Key points from Bishop Smith’s reflection during the Jubilee Mass, followed by the full text:

Key points

  • I wish to welcome our Taoiseach Brian Cowen. I wish you well in the many demanding challenges you face over the coming year and beyond.  In spite of present pain, there is enormous good and a great deal that is positive to be found in our country.  We offer you our solidarity and good wishes on the journey ahead.
  • To all of you, priests, religious and people, I say thanks for your support and friendship over these years. You have eased my journey and lightened the burden that fulfilling the call to ministry as a Bishop often entails, in our age no less that in ages past.  Especially I thank the priests of the diocese for their friendship and support over the years and their dedication and commitment to their ministry in times that are often demanding and difficult.
  • The ways of the Lord certainly offer one much to ponder and reflect upon. Christ said simply to His apostles ‘you have not chosen Me, I have chosen you.’  These are words I often reflect upon as I ponder and wonder on the events that gave direction to my life.  However they are also deeply challenging words since they contain a demand for total commitment to the call of God.  As one reflects on the limitations and inadequacies that touch one’s own life and wonder why the call could not have fallen elsewhere, you have to come back to those words of Jesus”.
  • This is only the fourth public celebration of the silver jubilee of a Bishop in this diocese over the past several hundred years.  The context in which they held their celebrations were very far removed from our present day experience.  In their wildest dreams they could not envisaged the extraordinary developments that have taken place in our country.
  • Faith is challenged in these times as it was in times past.  One of the central challenges to our faith has been the betrayal of trust and the wounding of many.  Healing these wounds must continue to be at the heart of the mission of the Church.
  • The Lord has given me the energy and health over the past twenty five years as I try – with all my own personal limitations – to fulfil the call that came to me.  I trust you will continue to keep me in prayer that I may be faithful in fulfilling the calling I received to be Bishop in a Diocese in which St Patrick first preached the faith in our country, a Diocese that continues to have a proud and noble history in affirming and witnessing to that faith.

In attendance

An Taoiseach, Mr Brian Cowen TD, was represented  by his Aide de Camp, Comdt Michael Treacy. Mr Noel Dempsey TD, Minister for Transport and the Papal Nuncio, Archbishop Giuseppe Leanza were also among the congregation at the Jubilee Mass today to celebrate the 25th anniversary of Bishop Michael Smith’s Episcopal Ordination.

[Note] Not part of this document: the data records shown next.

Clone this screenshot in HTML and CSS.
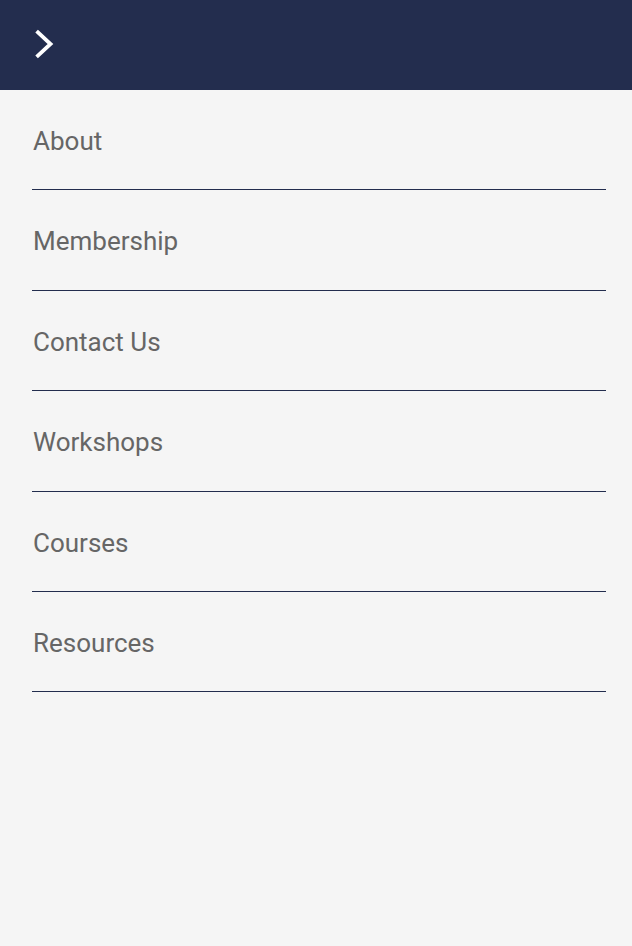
FILE: index.html
```html
<!DOCTYPE html>
<html lang="en">
<head>
<meta charset="utf-8">
<title>Menu</title>
<link rel="stylesheet" href="styles.css">
</head>
<body>
<header class="topbar">
  <button class="toggle" aria-label="Close menu">
    <svg width="24" height="34" viewBox="0 0 24 34" aria-hidden="true">
      <path d="M4 5.5 L16.5 17 L4 28.5" fill="none" stroke="#ffffff" stroke-width="3.8" stroke-linecap="square" stroke-linejoin="miter"/>
    </svg>
  </button>
</header>
<nav class="menu">
  <a class="item" href="#">About</a>
  <a class="item" href="#">Membership</a>
  <a class="item" href="#">Contact Us</a>
  <a class="item" href="#">Workshops</a>
  <a class="item" href="#">Courses</a>
  <a class="item" href="#">Resources</a>
</nav>
</body>
</html>
```
FILE: styles.css
```css
html, body {
  margin: 0;
  padding: 0;
  background: #f5f5f5;
  font-family: Roboto, "Liberation Sans", sans-serif;
}
.topbar {
  height: 90px;
  background: #232d4e;
  display: flex;
  align-items: flex-start;
}
.toggle {
  margin: 27px 0 0 34px;
  padding: 0;
  border: 0;
  background: none;
  width: 24px;
  height: 34px;
  display: flex;
}
.menu {
  display: flex;
  flex-direction: column;
  margin: 0 26px 0 32px;
}
.item {
  display: block;
  font-size: 26px;
  line-height: 30px;
  color: #666666;
  text-decoration: none;
  padding: 36px 0 33.4px 1px;
  border-bottom: 1px solid #232d4e;
}
```
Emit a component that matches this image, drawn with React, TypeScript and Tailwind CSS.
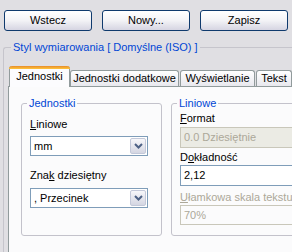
import React from "react";

function Chevron() {
  return (
    <svg width="9" height="6" viewBox="0 0 9 6" className="block">
      <path d="M1 1 L4.5 4.5 L8 1" stroke="#4d6185" strokeWidth="2" fill="none" />
    </svg>
  );
}

function Button({ label }: { label: string }) {
  return (
    <button className="flex h-[21px] w-[88px] items-center justify-center rounded-[3px] border border-[#0f3a6d] bg-gradient-to-b from-white via-[#f3f3f6] to-[#d6d5e2] text-black">
      {label}
    </button>
  );
}

function Combo({ value }: { value: string }) {
  return (
    <div className="flex h-[20px] w-[118px] items-center border border-[#7f9db9] bg-white">
      <span className="flex-1 pl-[3px]">{value}</span>
      <span className="mr-px flex h-[16px] w-[16px] items-center justify-center rounded-[2px] border border-[#c3c8d9] bg-gradient-to-b from-[#f7f7fa] to-[#d4d6e2]">
        <Chevron />
      </span>
    </div>
  );
}

function Group({
  label,
  className,
  children,
}: {
  label: string;
  className: string;
  children: React.ReactNode;
}) {
  return (
    <div className={"relative rounded-[3px] border border-[#c3c2cb] " + className}>
      <span className="absolute left-[5px] top-[-7px] bg-[#fbfbfc] px-[2px] leading-[13px] text-[#0046d5]">
        {label}
      </span>
      {children}
    </div>
  );
}

export default function App() {
  return (
    <div className="h-[252px] w-[292px] overflow-hidden bg-[#e0dfe3] font-['Liberation_Sans',Arial,sans-serif] text-[11px] leading-[13px] text-black">
      <div className="flex gap-[10px] pl-[4px] pt-[10px]">
        <Button label="Wstecz" />
        <Button label="Nowy..." />
        <Button label="Zapisz" />
      </div>

      <div className="relative ml-[3px] mt-[16px] w-[400px] rounded-tl-[3px] border-l border-t border-[#c6c5cc] pt-[18px]">
        <span className="absolute left-[7px] top-[-7px] bg-[#e0dfe3] px-[2px] text-[#0046d5]">
          Styl wymiarowania [ Domyślne (ISO) ]
        </span>

        <div className="ml-[5px] flex items-end">
          <div className="relative z-10 -mb-px flex h-[21px] w-[61px] items-start justify-center rounded-t-[3px] border-x border-[#919b9c] bg-[#fcfcfe]">
            <div className="absolute inset-x-[-1px] top-0 h-[3px] rounded-t-[3px] bg-gradient-to-b from-[#e68b2c] to-[#ffc73c]" />
            <span className="pt-[4px]">Jednostki</span>
          </div>
          <div className="flex h-[16px] w-[109px] items-center justify-center rounded-t-[3px] border-x border-t border-[#919b9c] bg-gradient-to-b from-white to-[#e8e8ee]">
            Jednostki dodatkowe
          </div>
          <div className="ml-px flex h-[16px] w-[75px] items-center justify-center rounded-t-[3px] border-x border-t border-[#919b9c] bg-gradient-to-b from-white to-[#e8e8ee]">
            Wyświetlanie
          </div>
          <div className="ml-px flex h-[16px] w-[36px] items-center justify-center rounded-t-[3px] border-x border-t border-[#919b9c] bg-gradient-to-b from-white to-[#e8e8ee]">
            Tekst
          </div>
        </div>

        <div className="ml-[4px] flex h-[200px] gap-[9px] border border-[#919b9c] bg-[#fbfbfc] pl-[12px] pt-[16px]">
          <Group label="Jednostki" className="h-[133px] w-[141px] pl-[8px]">
            <div className="mt-[14px]">
              <span className="underline">L</span>iniowe
            </div>
            <div className="mt-[5px]">
              <Combo value="mm" />
            </div>
            <div className="mt-[13px]">
              Zna<span className="underline">k</span> dziesiętny
            </div>
            <div className="mt-[6px]">
              <Combo value=", Przecinek" />
            </div>
          </Group>

          <Group label="Liniowe" className="h-[133px] w-[200px] pl-[8px]">
            <div className="mt-[8px]">
              <span className="underline">F</span>ormat
            </div>
            <div className="mt-[2px] flex h-[21px] w-[150px] items-center border border-[#c9c7ba] bg-[#ebebe4] pl-[3px] text-[#aca899]">
              0.0 Dziesiętnie
            </div>
            <div className="mt-[3px]">
              D<span className="underline">o</span>kładność
            </div>
            <div className="mt-[1px] flex h-[21px] w-[150px] items-center border border-[#7f9db9] bg-white pl-[3px]">
              2,12
            </div>
            <div className="mt-[5px] text-[#aca899]">
              <span className="underline">U</span>łamkowa skala tekstu
            </div>
            <div className="mt-[1px] flex h-[20px] w-[150px] items-center border border-[#c9c7ba] bg-[#fbfbfc] pl-[3px] text-[#aca899]">
              70%
            </div>
          </Group>
        </div>
      </div>
    </div>
  );
}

The Mass was celebrated by Bishop Smith at the Cathedral of Christ the King, Mullingar with over 100 priests from the Diocese of Meath.  Lay people from various aspects of Church life took part in the liturgy.  The Scripture readings were read by Mr Colm O’Rourke, Principal of St Patrick’s Classical School in Navan and Ms Agatha McPartland, Secretary of the Diocesan Lourdes Pilgrimage.  These represent Bishop Smith’s commitment to Catholic education and to the care of the sick. 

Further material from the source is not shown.